Only lines holding the word "screenshot" should be copied from the material.

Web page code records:
-- -- --

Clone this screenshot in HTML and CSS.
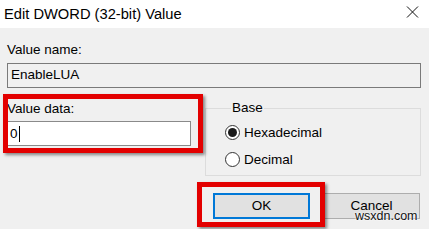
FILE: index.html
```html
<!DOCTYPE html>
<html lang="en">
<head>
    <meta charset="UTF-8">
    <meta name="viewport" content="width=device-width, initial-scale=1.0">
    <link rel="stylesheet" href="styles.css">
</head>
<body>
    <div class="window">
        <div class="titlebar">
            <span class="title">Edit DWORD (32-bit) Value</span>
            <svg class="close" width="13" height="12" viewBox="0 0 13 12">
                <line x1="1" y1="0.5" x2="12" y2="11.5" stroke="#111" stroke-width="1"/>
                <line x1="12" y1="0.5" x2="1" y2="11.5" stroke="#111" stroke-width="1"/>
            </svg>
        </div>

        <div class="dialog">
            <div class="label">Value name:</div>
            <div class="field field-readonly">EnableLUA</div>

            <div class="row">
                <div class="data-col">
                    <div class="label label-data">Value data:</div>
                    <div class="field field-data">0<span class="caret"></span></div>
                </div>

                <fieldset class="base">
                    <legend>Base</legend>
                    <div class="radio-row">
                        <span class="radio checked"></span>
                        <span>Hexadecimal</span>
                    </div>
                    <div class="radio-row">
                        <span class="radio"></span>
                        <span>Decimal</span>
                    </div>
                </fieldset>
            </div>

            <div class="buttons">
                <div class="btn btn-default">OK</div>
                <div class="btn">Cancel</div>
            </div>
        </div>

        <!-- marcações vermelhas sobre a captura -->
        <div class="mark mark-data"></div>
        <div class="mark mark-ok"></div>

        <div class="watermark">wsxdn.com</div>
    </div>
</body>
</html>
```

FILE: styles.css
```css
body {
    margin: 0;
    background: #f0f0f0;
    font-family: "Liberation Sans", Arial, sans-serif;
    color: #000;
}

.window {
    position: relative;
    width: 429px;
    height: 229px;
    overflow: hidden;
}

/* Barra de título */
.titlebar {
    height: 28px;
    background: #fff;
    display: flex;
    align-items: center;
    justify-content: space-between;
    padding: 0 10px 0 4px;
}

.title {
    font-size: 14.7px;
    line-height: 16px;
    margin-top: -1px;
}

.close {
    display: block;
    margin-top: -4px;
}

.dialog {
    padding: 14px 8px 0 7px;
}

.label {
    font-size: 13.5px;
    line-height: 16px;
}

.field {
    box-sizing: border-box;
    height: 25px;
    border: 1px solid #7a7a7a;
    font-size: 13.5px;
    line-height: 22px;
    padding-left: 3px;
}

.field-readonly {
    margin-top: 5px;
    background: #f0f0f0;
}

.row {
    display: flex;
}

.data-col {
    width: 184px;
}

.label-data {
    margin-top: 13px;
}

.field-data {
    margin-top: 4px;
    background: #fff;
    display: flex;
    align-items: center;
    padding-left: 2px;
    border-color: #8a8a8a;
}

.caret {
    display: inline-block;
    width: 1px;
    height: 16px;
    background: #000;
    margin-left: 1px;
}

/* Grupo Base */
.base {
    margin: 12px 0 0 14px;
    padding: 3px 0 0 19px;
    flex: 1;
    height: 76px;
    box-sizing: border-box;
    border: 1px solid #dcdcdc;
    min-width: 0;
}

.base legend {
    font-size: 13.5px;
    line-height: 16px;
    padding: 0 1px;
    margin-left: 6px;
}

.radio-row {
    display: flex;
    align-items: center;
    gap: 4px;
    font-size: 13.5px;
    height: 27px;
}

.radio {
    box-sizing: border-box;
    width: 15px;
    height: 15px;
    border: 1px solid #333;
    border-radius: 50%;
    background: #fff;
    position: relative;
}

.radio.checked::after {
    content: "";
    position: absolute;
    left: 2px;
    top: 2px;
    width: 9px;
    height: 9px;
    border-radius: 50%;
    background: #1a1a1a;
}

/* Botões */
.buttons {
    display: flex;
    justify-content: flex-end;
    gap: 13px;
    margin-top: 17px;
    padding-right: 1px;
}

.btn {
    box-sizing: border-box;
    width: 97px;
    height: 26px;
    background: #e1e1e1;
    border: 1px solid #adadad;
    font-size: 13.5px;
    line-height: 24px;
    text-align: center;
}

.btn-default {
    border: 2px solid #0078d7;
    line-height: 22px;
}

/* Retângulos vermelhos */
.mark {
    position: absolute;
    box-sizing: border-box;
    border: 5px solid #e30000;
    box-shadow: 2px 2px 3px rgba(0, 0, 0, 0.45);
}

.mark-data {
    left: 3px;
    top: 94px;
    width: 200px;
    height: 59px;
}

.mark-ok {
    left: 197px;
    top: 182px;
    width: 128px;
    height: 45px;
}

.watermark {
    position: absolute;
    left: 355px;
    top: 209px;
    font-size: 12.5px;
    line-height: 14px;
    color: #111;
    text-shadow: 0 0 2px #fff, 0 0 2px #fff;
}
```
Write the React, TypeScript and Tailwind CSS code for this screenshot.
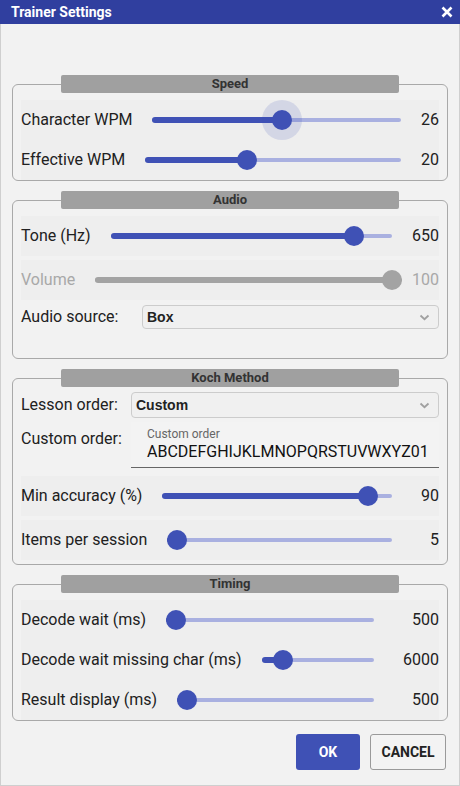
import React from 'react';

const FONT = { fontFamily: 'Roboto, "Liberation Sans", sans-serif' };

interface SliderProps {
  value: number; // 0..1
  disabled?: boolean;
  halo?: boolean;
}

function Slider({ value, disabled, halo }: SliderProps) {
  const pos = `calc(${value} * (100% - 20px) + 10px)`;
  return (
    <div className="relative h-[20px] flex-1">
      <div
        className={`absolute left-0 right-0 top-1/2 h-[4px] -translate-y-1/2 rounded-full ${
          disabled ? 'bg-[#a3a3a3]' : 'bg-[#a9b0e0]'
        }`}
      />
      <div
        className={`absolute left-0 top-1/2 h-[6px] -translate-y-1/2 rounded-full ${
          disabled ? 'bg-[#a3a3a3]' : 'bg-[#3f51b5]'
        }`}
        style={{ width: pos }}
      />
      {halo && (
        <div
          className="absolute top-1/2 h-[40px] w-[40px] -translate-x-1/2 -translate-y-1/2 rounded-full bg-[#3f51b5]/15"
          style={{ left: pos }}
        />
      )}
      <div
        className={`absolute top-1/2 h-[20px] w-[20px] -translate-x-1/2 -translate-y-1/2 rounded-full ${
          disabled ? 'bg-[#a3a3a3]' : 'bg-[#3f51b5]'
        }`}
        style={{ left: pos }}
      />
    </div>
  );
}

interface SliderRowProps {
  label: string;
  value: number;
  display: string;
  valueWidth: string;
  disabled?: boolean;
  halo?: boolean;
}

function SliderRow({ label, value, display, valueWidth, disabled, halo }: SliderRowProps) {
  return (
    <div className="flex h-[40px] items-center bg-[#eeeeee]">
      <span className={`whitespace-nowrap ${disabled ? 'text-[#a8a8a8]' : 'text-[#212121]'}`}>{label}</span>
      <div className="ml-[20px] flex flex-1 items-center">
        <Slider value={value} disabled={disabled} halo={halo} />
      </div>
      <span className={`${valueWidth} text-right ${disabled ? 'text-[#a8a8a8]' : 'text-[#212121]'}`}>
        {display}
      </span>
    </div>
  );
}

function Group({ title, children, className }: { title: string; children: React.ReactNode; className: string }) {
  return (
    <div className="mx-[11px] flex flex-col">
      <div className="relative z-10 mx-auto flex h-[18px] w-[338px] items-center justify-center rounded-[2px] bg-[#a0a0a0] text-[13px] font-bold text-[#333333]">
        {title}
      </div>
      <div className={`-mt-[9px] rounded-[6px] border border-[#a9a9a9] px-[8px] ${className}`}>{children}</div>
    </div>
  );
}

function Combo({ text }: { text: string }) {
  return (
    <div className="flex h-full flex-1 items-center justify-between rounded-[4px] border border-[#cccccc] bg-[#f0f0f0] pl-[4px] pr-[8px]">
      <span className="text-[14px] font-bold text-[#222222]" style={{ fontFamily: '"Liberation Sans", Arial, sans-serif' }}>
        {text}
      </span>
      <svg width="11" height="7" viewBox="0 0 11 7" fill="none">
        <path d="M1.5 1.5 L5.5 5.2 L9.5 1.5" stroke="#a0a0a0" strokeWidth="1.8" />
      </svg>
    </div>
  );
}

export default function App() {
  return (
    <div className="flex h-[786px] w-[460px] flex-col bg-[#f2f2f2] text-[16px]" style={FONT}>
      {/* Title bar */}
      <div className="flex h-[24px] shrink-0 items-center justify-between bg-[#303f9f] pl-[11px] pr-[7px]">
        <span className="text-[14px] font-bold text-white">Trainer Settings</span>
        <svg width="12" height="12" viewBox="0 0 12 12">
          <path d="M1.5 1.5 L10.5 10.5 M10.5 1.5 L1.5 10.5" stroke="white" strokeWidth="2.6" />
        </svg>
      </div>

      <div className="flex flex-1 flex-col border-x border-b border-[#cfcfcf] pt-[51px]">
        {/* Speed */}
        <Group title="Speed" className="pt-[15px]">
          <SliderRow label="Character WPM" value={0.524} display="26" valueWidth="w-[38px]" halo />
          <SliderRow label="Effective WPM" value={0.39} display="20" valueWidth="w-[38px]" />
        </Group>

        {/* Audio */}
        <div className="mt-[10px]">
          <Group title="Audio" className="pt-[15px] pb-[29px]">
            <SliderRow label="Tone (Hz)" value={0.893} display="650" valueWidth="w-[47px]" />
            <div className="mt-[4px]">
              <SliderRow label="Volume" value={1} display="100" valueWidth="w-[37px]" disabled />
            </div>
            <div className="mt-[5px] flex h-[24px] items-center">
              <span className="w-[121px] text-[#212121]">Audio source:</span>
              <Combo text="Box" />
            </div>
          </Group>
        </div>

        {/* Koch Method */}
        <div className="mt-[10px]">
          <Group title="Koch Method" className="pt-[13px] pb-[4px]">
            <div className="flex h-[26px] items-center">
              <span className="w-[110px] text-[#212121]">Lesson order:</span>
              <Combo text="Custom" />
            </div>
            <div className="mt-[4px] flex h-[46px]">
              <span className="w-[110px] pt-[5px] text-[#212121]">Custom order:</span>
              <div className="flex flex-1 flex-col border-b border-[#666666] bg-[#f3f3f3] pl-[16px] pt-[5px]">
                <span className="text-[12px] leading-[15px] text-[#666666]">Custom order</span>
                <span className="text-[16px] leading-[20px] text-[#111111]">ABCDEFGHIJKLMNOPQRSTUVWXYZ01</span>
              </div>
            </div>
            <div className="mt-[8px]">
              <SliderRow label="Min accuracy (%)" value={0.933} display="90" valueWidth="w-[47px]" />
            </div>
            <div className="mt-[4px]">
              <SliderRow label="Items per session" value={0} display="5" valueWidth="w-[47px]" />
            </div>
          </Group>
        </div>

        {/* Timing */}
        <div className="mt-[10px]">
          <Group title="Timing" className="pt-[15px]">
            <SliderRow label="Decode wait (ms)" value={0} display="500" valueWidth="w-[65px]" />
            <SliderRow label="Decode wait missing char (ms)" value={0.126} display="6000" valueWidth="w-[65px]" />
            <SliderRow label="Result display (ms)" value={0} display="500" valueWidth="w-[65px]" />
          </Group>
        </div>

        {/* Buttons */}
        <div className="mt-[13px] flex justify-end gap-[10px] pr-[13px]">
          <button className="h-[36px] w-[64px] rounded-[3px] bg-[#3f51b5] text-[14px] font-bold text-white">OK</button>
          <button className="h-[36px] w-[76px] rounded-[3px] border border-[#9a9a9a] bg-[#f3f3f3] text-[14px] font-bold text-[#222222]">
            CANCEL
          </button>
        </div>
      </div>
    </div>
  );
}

-- -- --

§ **The answer**
Clone this screenshot in HTML and CSS.
Write the React, TypeScript and Tailwind CSS code for this screenshot.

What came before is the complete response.